[BEGIN]

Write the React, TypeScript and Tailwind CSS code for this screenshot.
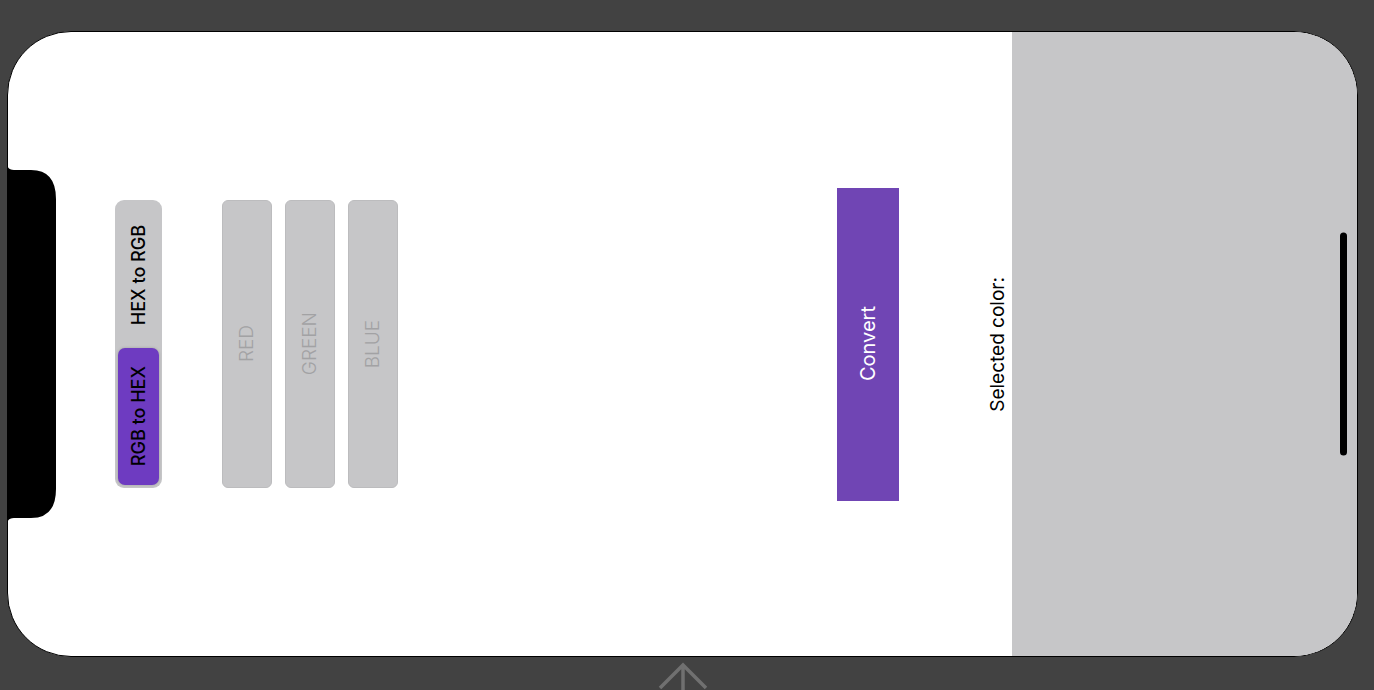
import React from 'react';

const font = { fontFamily: 'Inter, "Liberation Sans", sans-serif' };

const VText: React.FC<{ children: React.ReactNode; className?: string }> = ({ children, className = '' }) => (
  <span className={`[writing-mode:vertical-rl] rotate-180 whitespace-nowrap ${className}`}>{children}</span>
);

const Segmented: React.FC = () => (
  <div className="w-[47px] h-[288px] rounded-[9px] bg-[#c6c6c8] p-[3px] flex flex-col">
    <div className="h-[145px] flex items-center justify-center">
      <VText className="text-[18px] font-medium text-black">HEX to RGB</VText>
    </div>
    <div className="flex-1 flex items-center justify-center rounded-[7px] bg-[#6e3bc1] shadow-[0_0_3px_rgba(0,0,0,0.2)]">
      <VText className="text-[18px] font-medium text-black">RGB to HEX</VText>
    </div>
  </div>
);

const Field: React.FC<{ placeholder: string }> = ({ placeholder }) => (
  <div className="w-[50px] h-[288px] rounded-[6px] bg-[#c6c6c8] border border-[#bcbcbe] flex items-center justify-center">
    <VText className="text-[19px] font-light text-[#a2a2a4]">{placeholder}</VText>
  </div>
);

const Notch: React.FC = () => (
  <svg className="absolute left-[-1px] top-[131px]" width="50" height="362" viewBox="0 0 50 362">
    <path
      d="M0 0 Q0 7 7 7 L24 7 Q49 7 49 36 L49 326 Q49 355 24 355 L7 355 Q0 355 0 362 Z"
      fill="#000"
    />
  </svg>
);

export default function App() {
  return (
    <div className="w-[1374px] h-[690px] bg-[#424242] overflow-hidden" style={font}>
      <div className="pt-[31px] pl-[7px]">
        <div className="relative w-[1351px] h-[626px] rounded-[64px] border border-black overflow-hidden bg-white flex">
          <div className="w-[1004px] flex items-center">
            <div className="ml-[107px]">
              <Segmented />
            </div>
            <div className="ml-[60px] flex gap-[13px]">
              <Field placeholder="RED" />
              <Field placeholder="GREEN" />
              <Field placeholder="BLUE" />
            </div>
            <button className="ml-[439px] w-[62px] h-[313px] bg-[#7045b4] flex items-center justify-center">
              <VText className="text-[20px] text-white">Convert</VText>
            </button>
            <div className="ml-[89px] w-[20px] flex justify-center">
              <VText className="text-[19px] leading-[20px] text-black">Selected color:</VText>
            </div>
          </div>
          <div className="flex-1 bg-[#c6c6c8]" />
          <Notch />
          <div className="absolute right-[10px] top-1/2 -translate-y-1/2 w-[7px] h-[223px] rounded-full bg-black" />
        </div>
      </div>
      <svg className="block ml-[654px] mt-[4px]" width="58" height="29" viewBox="0 0 58 29">
        <path d="M29 3 L29 29 M6 27 L29 4 L52 27" stroke="#707070" strokeWidth="3.5" fill="none" />
      </svg>
    </div>
  );
}
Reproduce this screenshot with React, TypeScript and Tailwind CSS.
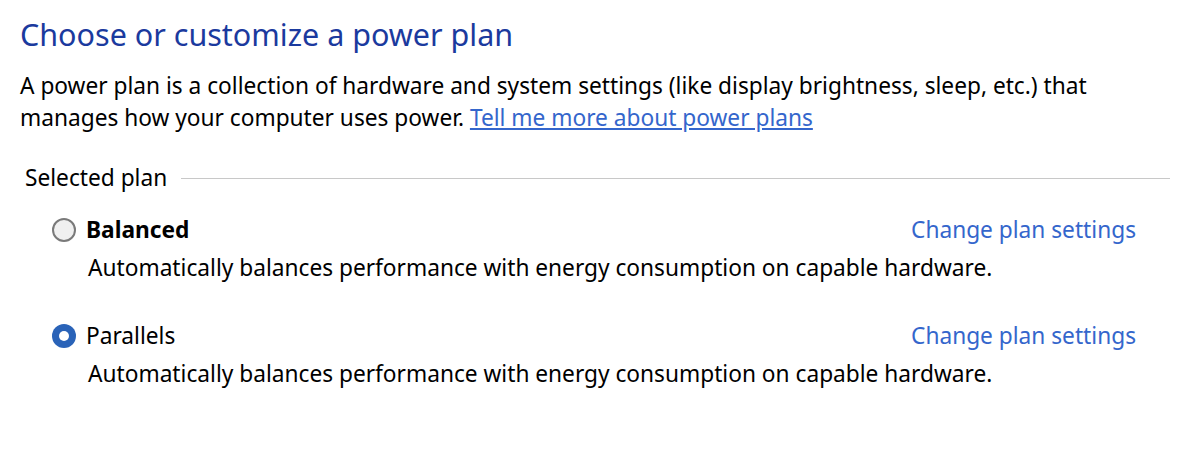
const font = { fontFamily: '"Segoe UI", "Noto Sans", sans-serif' };

type Plan = { name: string; desc: string; selected: boolean };

const plans: Plan[] = [
  { name: 'Balanced', desc: 'Automatically balances performance with energy consumption on capable hardware.', selected: false },
  { name: 'Parallels', desc: 'Automatically balances performance with energy consumption on capable hardware.', selected: true },
];

function Radio({ checked }: { checked: boolean }) {
  if (checked) {
    return (
      <span className="flex h-[24px] w-[24px] shrink-0 items-center justify-center rounded-full bg-[#2a63b8]">
        <span className="h-[10px] w-[10px] rounded-full bg-white" />
      </span>
    );
  }
  return <span className="h-[24px] w-[24px] shrink-0 rounded-full border-2 border-[#7a7a7a] bg-[#f0f0f0]" />;
}

function PlanRow({ plan }: { plan: Plan }) {
  return (
    <div>
      <div className="flex items-center">
        <Radio checked={plan.selected} />
        <span className={`ml-[10px] text-[22.7px] leading-[30px] ${plan.selected ? 'font-normal' : 'font-bold'}`}>{plan.name}</span>
        <a href="#" className="ml-auto text-[22.7px] leading-[30px] text-[#3466cc]">
          Change plan settings
        </a>
      </div>
      <p className="mt-[8px] pl-[36px] text-[22.7px] leading-[30px]">{plan.desc}</p>
    </div>
  );
}

export default function App() {
  return (
    <div className="h-[470px] w-[1194px] bg-white text-black" style={font}>
      <div className="pl-[20px] pr-[24px] pt-[14px]">
        <h1 className="text-[30.5px] leading-[40px] font-normal text-[#1b3a9e]">Choose or customize a power plan</h1>
        <p className="mt-[16px] max-w-[1110px] text-[22.7px] leading-[32px]">
          A power plan is a collection of hardware and system settings (like display brightness, sleep, etc.) that manages how
          your computer uses power.{' '}
          <a href="#" className="text-[#3466cc] underline">
            Tell me more about power plans
          </a>
        </p>

        <div className="mt-[29px] flex items-center pl-[5px]">
          <span className="text-[22.7px] leading-[30px]">Selected plan</span>
          <span className="ml-[14px] h-px flex-1 bg-[#c8c8c8]" />
        </div>

        <div className="mt-[22px] space-y-[38px] pl-[32px] pr-[34px]">
          {plans.map((p) => (
            <PlanRow key={p.name} plan={p} />
          ))}
        </div>
      </div>
    </div>
  );
}
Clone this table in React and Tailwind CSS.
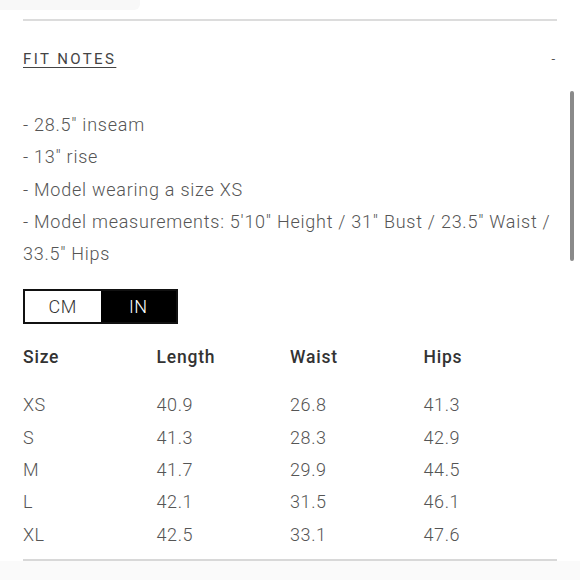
import React from 'react';

const notes = [
  '- 28.5" inseam',
  '- 13" rise',
  '- Model wearing a size XS',
  '- Model measurements: 5\'10" Height / 31" Bust / 23.5" Waist / 33.5" Hips',
];

const rows = [
  ['XS', '40.9', '26.8', '41.3'],
  ['S', '41.3', '28.3', '42.9'],
  ['M', '41.7', '29.9', '44.5'],
  ['L', '42.1', '31.5', '46.1'],
  ['XL', '42.5', '33.1', '47.6'],
];

export default function App() {
  const [unit, setUnit] = React.useState('IN');

  return (
    <div className="relative w-[580px] h-[580px] bg-white overflow-hidden font-['Roboto',sans-serif]">
      {/* faint band from the section above */}
      <div className="h-[10px] w-[140px] bg-[#f8f8f8] rounded-br-md" />

      <div className="px-[23px]">
        <div className="mt-[9px] h-[2px] bg-[#dcdcdc]" />

        {/* Accordion header */}
        <div className="mt-[28px] flex items-center justify-between h-[20px]">
          <span className="text-[15px] leading-[20px] tracking-[0.16em] text-[#444] underline underline-offset-[3px] decoration-[1px]">
            FIT NOTES
          </span>
          <span className="text-[13px] text-[#555] pr-[2px]">-</span>
        </div>

        {/* Notes */}
        <div className="mt-[40px] text-[18px] leading-[32.3px] tracking-[0.75px] text-[#555] font-light">
          {notes.map((n) => (
            <p key={n}>{n}</p>
          ))}
        </div>

        {/* Unit toggle */}
        <div className="mt-[19px] flex w-[155px] h-[35px] border-2 border-[#111]">
          {['CM', 'IN'].map((u) => (
            <button
              key={u}
              onClick={() => setUnit(u)}
              className={`flex-1 flex items-center justify-center text-[18px] tracking-[0.5px] font-light ${
                unit === u ? 'bg-black text-white' : 'bg-white text-[#333]'
              }`}
            >
              {u}
            </button>
          ))}
        </div>

        {/* Size table */}
        <div className="mt-[17px] grid grid-cols-4 text-[17.5px] leading-[32px] tracking-[0.8px] font-medium text-[#333]">
          <span>Size</span>
          <span>Length</span>
          <span>Waist</span>
          <span>Hips</span>
        </div>
        <div className="mt-[16px] text-[18px] leading-[32.3px] tracking-[0.6px] font-light text-[#555]">
          {rows.map((r) => (
            <div key={r[0]} className="grid grid-cols-4">
              {r.map((c, i) => (
                <span key={i}>{c}</span>
              ))}
            </div>
          ))}
        </div>

        <div className="mt-[8px] h-[2px] bg-[#d8d8d8]" />
      </div>
      <div className="h-[30px] bg-[#fafafa]" />

      {/* scrollbar thumb */}
      <div className="absolute left-[570px] top-[91px] w-[4px] h-[170px] rounded-full bg-[#8a8a8a]" />
    </div>
  );
}
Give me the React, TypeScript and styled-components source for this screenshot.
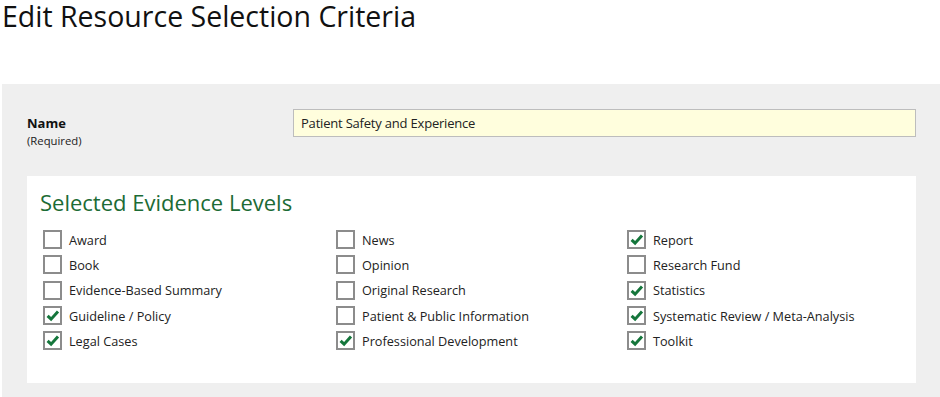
import styled, { createGlobalStyle } from "styled-components"

type Level = {
  label: string
  checked: boolean
}

const columns: Level[][] = [
  [
    { label: "Award", checked: false },
    { label: "Book", checked: false },
    { label: "Evidence-Based Summary", checked: false },
    { label: "Guideline / Policy", checked: true },
    { label: "Legal Cases", checked: true },
  ],
  [
    { label: "News", checked: false },
    { label: "Opinion", checked: false },
    { label: "Original Research", checked: false },
    { label: "Patient & Public Information", checked: false },
    { label: "Professional Development", checked: true },
  ],
  [
    { label: "Report", checked: true },
    { label: "Research Fund", checked: false },
    { label: "Statistics", checked: true },
    { label: "Systematic Review / Meta-Analysis", checked: true },
    { label: "Toolkit", checked: true },
  ],
]

const GlobalStyle = createGlobalStyle`
  html, body {
    margin: 0;
    padding: 0;
    background: #ffffff;
    font-family: "Open Sans", "Noto Sans", sans-serif;
    color: #222222;
  }
`

const Check = () => (
  <svg width="19" height="19" viewBox="0 0 19 19">
    <path d="M4.6 9.8 L8.1 13.2 L15 5.6" fill="none" stroke="#14763b" strokeWidth="3" strokeLinecap="butt" strokeLinejoin="miter" />
  </svg>
)

export default function App() {
  return (
    <Page>
      <GlobalStyle />
      <Title>Edit Resource Selection Criteria</Title>
      <Panel>
        <NameRow>
          <LabelBlock>
            <FieldLabel>Name</FieldLabel>
            <Hint>(Required)</Hint>
          </LabelBlock>
          <NameInput defaultValue="Patient Safety and Experience" />
        </NameRow>
        <Card>
          <CardTitle>Selected Evidence Levels</CardTitle>
          <Grid>
            {columns.map((col, i) => (
              <Column key={i}>
                {col.map((item) => (
                  <Option key={item.label}>
                    <Box>{item.checked && <Check />}</Box>
                    <OptionText>{item.label}</OptionText>
                  </Option>
                ))}
              </Column>
            ))}
          </Grid>
        </Card>
      </Panel>
    </Page>
  )
}

const Page = styled.div`
  padding-left: 2px;
`

const Title = styled.h1`
  margin: 0;
  height: 84px;
  font-size: 28.5px;
  font-weight: 400;
  line-height: 33px;
  color: #111111;
  white-space: nowrap;
`

const Panel = styled.div`
  background: #efefef;
  padding: 25px 24px 14px 25px;
`

const NameRow = styled.div`
  display: flex;
  align-items: flex-start;
  height: 67px;
`

const LabelBlock = styled.div`
  width: 266px;
  padding-top: 5px;
  display: flex;
  flex-direction: column;
`

const FieldLabel = styled.span`
  font-size: 13px;
  font-weight: 700;
  line-height: 18px;
  color: #111111;
`

const Hint = styled.span`
  font-size: 11.3px;
  line-height: 17px;
  color: #222222;
`

const NameInput = styled.input`
  flex: 1;
  height: 28px;
  box-sizing: border-box;
  border: 1px solid #bdbdbd;
  background: #fffedd;
  padding: 0 7px;
  font-family: "Open Sans", sans-serif;
  font-size: 13px;
  letter-spacing: -0.2px;
  color: #222222;
  outline: none;
`

const Card = styled.div`
  background: #ffffff;
  padding: 12px 13px 30px 13px;
`

const CardTitle = styled.h2`
  margin: 0 0 11px 0;
  font-size: 22px;
  font-weight: 400;
  line-height: 28px;
  color: #1c6b35;
`

const Grid = styled.div`
  display: grid;
  grid-template-columns: 293px 291px 1fr;
  padding-left: 3px;
`

const Column = styled.div`
  display: flex;
  flex-direction: column;
`

const Option = styled.label`
  display: flex;
  align-items: center;
  height: 25.3px;
  gap: 7px;
`

const Box = styled.span`
  width: 19px;
  height: 19px;
  box-sizing: border-box;
  border: 2px solid #8c8c8c;
  display: flex;
  align-items: center;
  justify-content: center;
  & svg {
    flex: none;
  }
`

const OptionText = styled.span`
  font-size: 12.7px;
  line-height: 18px;
  color: #222222;
`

[END]

▶ **What you should do**:
Work out how many lines of the listing above include "components". Answer with the number and nothing more.

▶ **Solution for this task**:
2